─── Collected material ───

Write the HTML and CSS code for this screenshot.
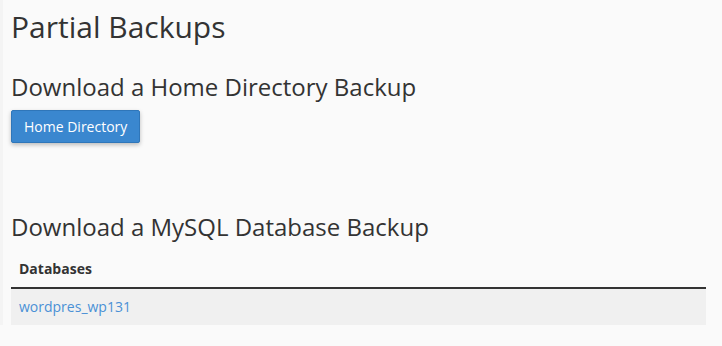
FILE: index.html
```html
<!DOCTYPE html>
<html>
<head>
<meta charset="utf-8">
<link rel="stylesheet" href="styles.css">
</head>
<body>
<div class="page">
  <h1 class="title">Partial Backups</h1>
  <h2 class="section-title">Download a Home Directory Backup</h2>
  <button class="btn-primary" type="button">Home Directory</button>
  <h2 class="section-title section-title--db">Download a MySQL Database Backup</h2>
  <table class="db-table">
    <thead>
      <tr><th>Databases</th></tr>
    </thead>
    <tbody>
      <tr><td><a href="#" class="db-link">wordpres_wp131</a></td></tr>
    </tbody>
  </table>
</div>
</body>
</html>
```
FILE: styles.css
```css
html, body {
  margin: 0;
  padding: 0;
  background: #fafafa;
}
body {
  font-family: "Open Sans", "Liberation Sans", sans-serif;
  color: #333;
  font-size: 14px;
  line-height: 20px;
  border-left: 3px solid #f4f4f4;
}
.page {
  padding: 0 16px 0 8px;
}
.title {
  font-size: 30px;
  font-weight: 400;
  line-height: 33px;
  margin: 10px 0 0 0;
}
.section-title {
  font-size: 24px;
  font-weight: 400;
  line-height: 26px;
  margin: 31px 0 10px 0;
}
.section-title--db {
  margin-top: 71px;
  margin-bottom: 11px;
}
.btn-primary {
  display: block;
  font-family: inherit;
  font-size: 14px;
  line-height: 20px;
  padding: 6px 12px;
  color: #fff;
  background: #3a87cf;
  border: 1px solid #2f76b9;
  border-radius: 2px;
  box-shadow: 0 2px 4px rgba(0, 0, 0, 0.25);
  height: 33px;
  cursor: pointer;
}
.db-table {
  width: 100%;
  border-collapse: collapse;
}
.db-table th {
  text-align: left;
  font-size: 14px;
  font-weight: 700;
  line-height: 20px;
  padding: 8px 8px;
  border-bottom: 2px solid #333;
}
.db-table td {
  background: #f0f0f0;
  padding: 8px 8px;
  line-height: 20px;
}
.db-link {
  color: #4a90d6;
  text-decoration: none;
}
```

───

## Stated exercise
Images should not appear in the copy; retype the listing above exactly.

## Worked solution
Write the HTML and CSS code for this screenshot.
FILE: index.html
```html
<!DOCTYPE html>
<html>
<head>
<meta charset="utf-8">
<link rel="stylesheet" href="styles.css">
</head>
<body>
<div class="page">
  <h1 class="title">Partial Backups</h1>
  <h2 class="section-title">Download a Home Directory Backup</h2>
  <button class="btn-primary" type="button">Home Directory</button>
  <h2 class="section-title section-title--db">Download a MySQL Database Backup</h2>
  <table class="db-table">
    <thead>
      <tr><th>Databases</th></tr>
    </thead>
    <tbody>
      <tr><td><a href="#" class="db-link">wordpres_wp131</a></td></tr>
    </tbody>
  </table>
</div>
</body>
</html>
```
FILE: styles.css
```css
html, body {
  margin: 0;
  padding: 0;
  background: #fafafa;
}
body {
  font-family: "Open Sans", "Liberation Sans", sans-serif;
  color: #333;
  font-size: 14px;
  line-height: 20px;
  border-left: 3px solid #f4f4f4;
}
.page {
  padding: 0 16px 0 8px;
}
.title {
  font-size: 30px;
  font-weight: 400;
  line-height: 33px;
  margin: 10px 0 0 0;
}
.section-title {
  font-size: 24px;
  font-weight: 400;
  line-height: 26px;
  margin: 31px 0 10px 0;
}
.section-title--db {
  margin-top: 71px;
  margin-bottom: 11px;
}
.btn-primary {
  display: block;
  font-family: inherit;
  font-size: 14px;
  line-height: 20px;
  padding: 6px 12px;
  color: #fff;
  background: #3a87cf;
  border: 1px solid #2f76b9;
  border-radius: 2px;
  box-shadow: 0 2px 4px rgba(0, 0, 0, 0.25);
  height: 33px;
  cursor: pointer;
}
.db-table {
  width: 100%;
  border-collapse: collapse;
}
.db-table th {
  text-align: left;
  font-size: 14px;
  font-weight: 700;
  line-height: 20px;
  padding: 8px 8px;
  border-bottom: 2px solid #333;
}
.db-table td {
  background: #f0f0f0;
  padding: 8px 8px;
  line-height: 20px;
}
.db-link {
  color: #4a90d6;
  text-decoration: none;
}
```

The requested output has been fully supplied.